** Provided material **
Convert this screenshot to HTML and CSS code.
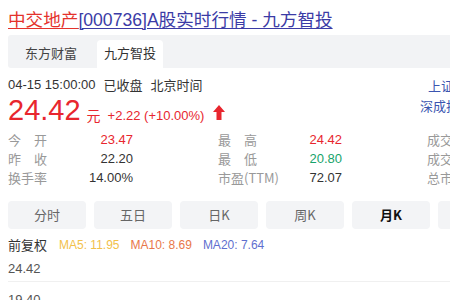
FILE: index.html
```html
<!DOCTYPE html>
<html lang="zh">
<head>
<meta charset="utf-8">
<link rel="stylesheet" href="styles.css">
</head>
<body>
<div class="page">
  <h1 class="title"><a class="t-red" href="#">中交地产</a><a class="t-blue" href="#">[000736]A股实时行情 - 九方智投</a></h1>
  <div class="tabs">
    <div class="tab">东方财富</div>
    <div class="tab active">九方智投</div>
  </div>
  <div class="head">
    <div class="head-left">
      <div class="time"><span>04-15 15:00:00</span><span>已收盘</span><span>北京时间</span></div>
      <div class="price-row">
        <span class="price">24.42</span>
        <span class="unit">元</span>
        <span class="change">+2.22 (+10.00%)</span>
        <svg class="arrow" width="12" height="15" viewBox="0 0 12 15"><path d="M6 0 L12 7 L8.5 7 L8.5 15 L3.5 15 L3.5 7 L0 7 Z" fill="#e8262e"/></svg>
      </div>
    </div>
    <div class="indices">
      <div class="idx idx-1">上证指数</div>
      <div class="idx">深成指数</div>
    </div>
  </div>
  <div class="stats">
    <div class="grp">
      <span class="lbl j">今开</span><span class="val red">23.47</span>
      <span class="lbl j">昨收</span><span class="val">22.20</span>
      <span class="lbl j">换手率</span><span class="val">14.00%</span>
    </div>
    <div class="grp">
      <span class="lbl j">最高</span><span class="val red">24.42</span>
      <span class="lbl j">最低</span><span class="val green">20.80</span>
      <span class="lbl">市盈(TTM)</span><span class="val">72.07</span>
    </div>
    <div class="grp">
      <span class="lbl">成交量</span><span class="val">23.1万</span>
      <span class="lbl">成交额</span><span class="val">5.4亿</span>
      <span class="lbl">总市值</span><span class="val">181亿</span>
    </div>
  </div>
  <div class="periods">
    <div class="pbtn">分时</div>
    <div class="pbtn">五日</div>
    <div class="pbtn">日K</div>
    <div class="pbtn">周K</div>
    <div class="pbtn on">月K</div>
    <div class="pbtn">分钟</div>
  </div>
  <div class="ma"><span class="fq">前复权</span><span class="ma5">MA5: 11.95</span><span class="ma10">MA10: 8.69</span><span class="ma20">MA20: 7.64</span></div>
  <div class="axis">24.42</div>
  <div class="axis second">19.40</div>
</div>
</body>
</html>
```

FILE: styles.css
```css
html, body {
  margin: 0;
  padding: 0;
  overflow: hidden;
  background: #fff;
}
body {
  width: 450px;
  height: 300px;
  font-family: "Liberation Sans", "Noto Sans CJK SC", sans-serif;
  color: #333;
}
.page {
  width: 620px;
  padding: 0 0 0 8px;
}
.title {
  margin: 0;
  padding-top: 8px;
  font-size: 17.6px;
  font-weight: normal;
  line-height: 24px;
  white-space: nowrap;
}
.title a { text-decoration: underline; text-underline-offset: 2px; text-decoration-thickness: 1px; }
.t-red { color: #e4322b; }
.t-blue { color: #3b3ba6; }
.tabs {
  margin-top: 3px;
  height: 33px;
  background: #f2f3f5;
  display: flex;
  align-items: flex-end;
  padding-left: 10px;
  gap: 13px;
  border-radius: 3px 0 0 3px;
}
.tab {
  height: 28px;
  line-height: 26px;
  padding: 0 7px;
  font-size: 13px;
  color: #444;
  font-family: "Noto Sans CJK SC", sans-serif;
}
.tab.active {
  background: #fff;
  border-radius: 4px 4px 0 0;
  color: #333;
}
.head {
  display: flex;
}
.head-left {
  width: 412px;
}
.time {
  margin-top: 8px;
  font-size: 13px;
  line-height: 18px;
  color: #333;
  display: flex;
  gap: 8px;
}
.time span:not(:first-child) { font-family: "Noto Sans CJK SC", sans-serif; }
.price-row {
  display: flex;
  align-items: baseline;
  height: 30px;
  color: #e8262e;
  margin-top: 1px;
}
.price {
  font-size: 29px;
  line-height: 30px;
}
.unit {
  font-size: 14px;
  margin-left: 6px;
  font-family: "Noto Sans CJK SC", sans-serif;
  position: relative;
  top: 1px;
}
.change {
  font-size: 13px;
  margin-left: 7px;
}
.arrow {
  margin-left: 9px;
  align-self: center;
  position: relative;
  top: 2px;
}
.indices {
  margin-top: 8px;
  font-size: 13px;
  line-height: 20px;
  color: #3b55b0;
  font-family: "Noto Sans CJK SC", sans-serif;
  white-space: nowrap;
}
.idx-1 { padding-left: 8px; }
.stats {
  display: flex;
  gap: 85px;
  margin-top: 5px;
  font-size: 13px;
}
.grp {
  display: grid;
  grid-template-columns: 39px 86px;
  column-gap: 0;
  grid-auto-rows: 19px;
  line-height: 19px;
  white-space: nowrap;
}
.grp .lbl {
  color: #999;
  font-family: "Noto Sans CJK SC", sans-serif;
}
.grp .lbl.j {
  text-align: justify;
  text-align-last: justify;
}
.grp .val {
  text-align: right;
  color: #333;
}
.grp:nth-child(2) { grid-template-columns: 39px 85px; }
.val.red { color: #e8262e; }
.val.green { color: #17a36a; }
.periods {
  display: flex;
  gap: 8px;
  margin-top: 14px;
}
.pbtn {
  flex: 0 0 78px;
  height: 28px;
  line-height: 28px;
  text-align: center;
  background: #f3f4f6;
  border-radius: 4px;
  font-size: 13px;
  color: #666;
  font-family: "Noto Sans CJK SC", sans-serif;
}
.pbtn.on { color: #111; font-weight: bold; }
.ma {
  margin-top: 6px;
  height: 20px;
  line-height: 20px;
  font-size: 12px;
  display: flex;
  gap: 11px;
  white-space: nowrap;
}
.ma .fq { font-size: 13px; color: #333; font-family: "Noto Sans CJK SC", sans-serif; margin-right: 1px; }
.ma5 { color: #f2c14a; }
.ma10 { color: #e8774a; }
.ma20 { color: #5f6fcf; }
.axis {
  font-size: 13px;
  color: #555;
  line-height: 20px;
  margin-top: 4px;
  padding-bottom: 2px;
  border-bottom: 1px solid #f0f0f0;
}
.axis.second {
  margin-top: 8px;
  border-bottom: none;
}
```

==

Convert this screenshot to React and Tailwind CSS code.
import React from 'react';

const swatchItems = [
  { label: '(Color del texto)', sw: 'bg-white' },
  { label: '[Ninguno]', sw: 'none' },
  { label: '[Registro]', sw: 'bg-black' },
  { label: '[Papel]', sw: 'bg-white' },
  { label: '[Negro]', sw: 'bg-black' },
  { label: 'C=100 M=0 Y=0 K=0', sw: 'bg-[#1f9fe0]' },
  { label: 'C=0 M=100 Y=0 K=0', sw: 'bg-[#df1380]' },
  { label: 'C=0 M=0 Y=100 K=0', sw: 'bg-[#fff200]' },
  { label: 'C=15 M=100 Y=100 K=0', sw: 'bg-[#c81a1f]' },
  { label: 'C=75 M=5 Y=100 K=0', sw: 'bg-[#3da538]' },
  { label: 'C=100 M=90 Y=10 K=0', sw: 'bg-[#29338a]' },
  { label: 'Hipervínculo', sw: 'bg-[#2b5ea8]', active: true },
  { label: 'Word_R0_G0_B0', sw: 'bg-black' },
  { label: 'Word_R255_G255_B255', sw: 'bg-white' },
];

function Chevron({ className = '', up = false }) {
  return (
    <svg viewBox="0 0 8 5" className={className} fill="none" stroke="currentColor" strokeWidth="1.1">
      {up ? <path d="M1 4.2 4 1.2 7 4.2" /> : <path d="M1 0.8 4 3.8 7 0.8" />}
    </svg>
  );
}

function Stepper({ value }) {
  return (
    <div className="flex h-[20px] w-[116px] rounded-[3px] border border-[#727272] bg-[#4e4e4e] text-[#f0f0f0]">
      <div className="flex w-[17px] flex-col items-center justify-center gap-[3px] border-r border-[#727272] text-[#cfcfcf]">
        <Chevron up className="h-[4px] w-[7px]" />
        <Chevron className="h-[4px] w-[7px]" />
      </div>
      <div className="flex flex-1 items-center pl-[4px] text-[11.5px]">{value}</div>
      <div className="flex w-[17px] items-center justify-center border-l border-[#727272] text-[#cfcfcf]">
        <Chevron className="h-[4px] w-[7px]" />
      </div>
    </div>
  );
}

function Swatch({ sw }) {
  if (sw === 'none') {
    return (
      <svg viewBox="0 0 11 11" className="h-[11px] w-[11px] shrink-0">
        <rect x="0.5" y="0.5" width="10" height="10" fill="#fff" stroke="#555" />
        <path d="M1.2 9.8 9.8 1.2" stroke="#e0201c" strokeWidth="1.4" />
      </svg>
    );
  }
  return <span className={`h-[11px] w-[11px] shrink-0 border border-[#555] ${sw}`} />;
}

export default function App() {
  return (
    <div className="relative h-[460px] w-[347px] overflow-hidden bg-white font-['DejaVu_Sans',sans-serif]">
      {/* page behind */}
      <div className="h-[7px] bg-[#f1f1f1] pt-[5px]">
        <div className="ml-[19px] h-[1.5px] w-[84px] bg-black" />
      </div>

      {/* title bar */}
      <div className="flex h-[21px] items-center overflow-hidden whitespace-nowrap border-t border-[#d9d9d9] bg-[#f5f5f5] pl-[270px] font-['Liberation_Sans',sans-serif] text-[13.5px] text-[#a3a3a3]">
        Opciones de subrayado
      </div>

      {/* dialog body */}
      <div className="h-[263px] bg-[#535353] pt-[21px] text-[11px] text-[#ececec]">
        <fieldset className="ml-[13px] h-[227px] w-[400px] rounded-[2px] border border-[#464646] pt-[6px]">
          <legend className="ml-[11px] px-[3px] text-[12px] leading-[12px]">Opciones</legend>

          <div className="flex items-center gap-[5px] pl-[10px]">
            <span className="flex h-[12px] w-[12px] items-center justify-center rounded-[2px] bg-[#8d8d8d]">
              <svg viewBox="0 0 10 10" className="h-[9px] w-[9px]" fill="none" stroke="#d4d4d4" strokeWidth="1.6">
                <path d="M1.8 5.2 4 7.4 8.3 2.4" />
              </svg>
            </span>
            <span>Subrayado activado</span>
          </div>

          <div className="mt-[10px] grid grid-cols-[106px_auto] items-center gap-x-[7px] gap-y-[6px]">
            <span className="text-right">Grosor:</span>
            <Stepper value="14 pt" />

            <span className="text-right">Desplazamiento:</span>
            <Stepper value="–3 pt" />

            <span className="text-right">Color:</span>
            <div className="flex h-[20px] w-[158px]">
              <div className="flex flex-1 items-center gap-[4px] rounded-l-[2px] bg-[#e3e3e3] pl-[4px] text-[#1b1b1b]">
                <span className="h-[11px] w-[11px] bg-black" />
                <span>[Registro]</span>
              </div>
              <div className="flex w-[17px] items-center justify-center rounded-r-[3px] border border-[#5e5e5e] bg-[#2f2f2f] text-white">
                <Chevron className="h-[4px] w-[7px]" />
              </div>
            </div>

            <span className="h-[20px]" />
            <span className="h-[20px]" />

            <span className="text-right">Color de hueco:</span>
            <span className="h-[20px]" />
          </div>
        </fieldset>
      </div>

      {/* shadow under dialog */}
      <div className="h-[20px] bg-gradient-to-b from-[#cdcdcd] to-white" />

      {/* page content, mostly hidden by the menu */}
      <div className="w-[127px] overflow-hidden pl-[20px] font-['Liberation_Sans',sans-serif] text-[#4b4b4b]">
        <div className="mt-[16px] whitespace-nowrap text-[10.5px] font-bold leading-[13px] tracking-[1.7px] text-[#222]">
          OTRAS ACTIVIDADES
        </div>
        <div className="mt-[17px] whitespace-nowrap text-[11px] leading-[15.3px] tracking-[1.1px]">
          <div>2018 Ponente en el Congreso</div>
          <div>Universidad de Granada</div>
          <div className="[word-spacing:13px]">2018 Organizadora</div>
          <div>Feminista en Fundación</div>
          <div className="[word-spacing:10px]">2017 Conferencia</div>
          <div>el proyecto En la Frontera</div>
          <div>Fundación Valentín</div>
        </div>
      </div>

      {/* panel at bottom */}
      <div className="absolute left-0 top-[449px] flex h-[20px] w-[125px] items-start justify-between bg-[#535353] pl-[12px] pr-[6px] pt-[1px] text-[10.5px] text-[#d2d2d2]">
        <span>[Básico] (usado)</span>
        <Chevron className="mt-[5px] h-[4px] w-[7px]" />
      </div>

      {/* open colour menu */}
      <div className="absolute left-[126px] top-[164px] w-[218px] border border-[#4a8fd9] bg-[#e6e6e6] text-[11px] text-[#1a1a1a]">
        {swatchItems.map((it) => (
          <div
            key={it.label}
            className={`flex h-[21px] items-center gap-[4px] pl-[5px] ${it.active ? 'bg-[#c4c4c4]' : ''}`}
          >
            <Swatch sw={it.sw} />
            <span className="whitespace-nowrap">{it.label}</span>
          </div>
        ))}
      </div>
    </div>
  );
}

---

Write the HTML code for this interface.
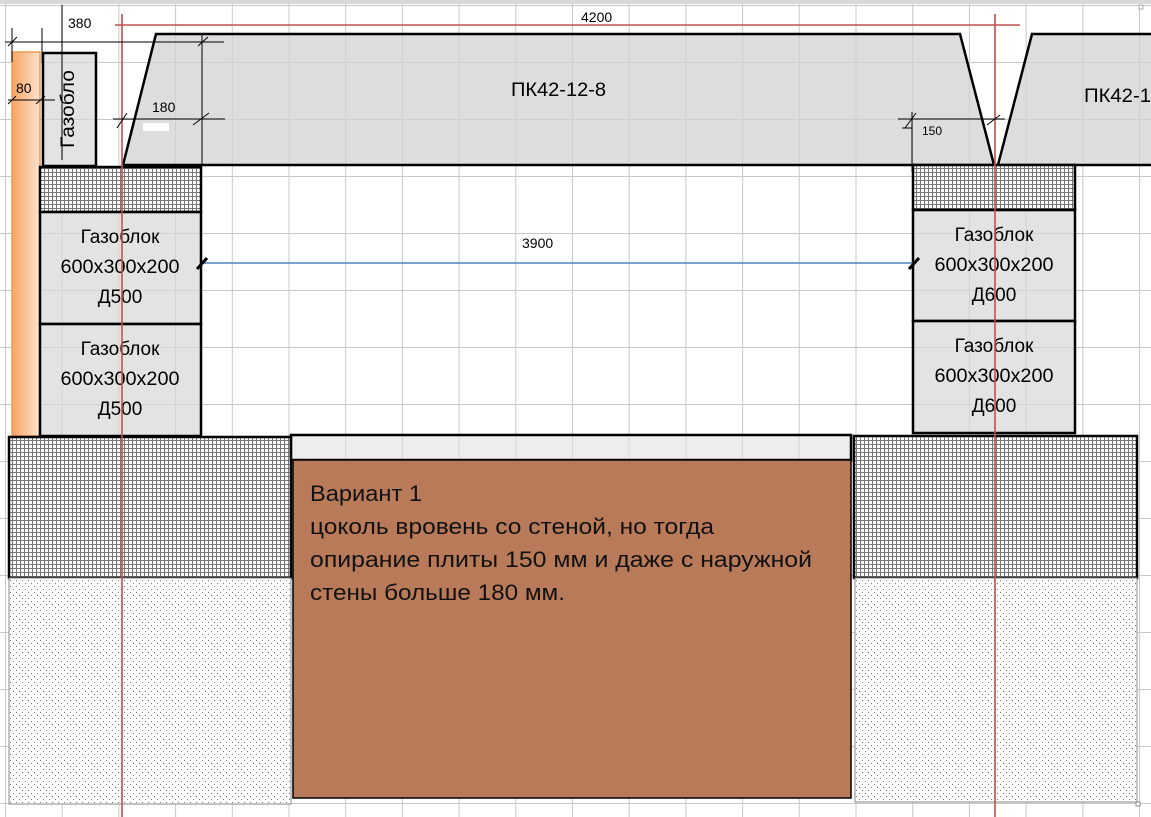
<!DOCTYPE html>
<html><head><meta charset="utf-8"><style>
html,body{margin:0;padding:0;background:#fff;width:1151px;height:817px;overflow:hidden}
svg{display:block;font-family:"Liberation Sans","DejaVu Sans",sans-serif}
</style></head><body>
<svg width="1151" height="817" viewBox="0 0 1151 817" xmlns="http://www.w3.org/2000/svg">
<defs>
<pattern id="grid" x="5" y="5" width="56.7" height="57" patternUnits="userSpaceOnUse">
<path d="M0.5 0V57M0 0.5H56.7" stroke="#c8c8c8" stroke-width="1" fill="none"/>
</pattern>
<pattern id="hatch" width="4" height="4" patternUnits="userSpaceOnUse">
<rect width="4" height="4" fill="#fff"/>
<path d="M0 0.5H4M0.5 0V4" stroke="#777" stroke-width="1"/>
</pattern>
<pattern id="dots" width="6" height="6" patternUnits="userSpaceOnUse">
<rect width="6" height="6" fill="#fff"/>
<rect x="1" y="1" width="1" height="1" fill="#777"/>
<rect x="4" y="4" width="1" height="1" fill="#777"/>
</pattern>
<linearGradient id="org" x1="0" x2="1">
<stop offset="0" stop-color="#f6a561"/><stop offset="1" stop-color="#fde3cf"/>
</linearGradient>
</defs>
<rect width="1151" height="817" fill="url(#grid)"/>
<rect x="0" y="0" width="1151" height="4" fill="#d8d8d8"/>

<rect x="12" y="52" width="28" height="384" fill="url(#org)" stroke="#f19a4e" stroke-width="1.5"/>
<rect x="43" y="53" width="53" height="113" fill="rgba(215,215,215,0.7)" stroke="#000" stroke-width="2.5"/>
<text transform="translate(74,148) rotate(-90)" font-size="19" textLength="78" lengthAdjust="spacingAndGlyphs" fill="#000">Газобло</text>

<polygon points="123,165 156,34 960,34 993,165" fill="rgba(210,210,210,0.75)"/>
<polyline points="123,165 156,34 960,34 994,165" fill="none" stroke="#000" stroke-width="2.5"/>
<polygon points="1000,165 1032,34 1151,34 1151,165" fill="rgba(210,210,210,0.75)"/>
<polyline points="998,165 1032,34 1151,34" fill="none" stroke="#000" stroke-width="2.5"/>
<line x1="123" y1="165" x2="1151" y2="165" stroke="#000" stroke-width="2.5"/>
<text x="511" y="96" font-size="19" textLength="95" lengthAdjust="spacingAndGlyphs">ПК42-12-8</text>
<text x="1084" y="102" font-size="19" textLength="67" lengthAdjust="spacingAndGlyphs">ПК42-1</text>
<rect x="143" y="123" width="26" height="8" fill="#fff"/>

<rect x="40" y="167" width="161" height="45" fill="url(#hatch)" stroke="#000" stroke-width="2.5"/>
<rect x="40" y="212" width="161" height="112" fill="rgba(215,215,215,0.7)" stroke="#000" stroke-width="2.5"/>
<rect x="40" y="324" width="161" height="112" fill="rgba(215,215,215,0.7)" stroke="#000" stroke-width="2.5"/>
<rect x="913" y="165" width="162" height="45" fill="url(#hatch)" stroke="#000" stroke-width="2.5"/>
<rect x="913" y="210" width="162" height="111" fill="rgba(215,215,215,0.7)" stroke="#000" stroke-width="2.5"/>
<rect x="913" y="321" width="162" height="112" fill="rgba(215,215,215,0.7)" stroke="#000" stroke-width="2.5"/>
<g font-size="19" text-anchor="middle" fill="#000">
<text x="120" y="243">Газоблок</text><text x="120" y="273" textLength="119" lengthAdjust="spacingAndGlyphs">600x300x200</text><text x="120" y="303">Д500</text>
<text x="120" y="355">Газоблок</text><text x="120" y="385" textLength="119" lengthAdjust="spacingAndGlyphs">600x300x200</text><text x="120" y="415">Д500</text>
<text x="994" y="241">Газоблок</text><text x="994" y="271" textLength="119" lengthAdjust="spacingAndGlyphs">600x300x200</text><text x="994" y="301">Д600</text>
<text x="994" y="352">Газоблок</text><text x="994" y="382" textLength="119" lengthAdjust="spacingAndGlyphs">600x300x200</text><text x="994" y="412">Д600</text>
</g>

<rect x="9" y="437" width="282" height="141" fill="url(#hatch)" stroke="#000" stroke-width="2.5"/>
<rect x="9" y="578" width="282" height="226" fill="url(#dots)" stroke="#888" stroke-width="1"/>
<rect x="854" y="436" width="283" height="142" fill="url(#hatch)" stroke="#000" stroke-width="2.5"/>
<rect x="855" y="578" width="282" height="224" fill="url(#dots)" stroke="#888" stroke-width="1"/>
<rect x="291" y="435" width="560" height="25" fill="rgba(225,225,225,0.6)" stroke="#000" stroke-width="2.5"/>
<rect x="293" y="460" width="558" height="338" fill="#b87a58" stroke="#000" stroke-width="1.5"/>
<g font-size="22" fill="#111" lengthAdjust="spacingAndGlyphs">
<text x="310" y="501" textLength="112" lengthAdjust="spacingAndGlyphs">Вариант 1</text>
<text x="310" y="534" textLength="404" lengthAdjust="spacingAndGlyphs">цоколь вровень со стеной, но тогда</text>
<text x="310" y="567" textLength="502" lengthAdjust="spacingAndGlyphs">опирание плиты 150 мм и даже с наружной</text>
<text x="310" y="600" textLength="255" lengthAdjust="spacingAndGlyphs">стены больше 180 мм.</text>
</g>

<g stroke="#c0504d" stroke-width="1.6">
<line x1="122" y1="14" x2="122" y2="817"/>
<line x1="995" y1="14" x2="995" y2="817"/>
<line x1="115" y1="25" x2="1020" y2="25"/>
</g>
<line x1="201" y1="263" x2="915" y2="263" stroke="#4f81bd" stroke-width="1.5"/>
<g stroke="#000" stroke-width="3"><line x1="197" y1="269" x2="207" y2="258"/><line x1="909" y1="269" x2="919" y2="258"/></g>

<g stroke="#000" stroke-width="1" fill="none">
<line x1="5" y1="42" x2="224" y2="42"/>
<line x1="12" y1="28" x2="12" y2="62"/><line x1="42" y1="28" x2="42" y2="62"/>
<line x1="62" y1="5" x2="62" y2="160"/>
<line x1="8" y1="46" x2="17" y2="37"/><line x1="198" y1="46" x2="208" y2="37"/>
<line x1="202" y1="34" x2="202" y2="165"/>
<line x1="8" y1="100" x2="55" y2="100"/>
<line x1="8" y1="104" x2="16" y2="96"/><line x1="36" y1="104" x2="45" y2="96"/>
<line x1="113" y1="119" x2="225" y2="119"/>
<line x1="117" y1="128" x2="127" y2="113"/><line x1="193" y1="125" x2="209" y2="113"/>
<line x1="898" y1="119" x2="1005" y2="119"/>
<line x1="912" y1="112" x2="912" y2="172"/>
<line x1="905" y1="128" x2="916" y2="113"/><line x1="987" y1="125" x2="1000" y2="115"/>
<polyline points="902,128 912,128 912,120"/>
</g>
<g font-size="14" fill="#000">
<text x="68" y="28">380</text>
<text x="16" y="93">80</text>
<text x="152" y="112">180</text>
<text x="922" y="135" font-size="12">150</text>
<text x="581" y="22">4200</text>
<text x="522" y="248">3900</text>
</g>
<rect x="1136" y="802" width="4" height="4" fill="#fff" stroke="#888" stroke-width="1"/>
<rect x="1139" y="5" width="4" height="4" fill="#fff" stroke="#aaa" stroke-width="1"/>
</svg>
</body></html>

** Set problem **
Copy out the lines that hold "React".

** Written response **
Convert this screenshot to React and Tailwind CSS code.
import React from 'react';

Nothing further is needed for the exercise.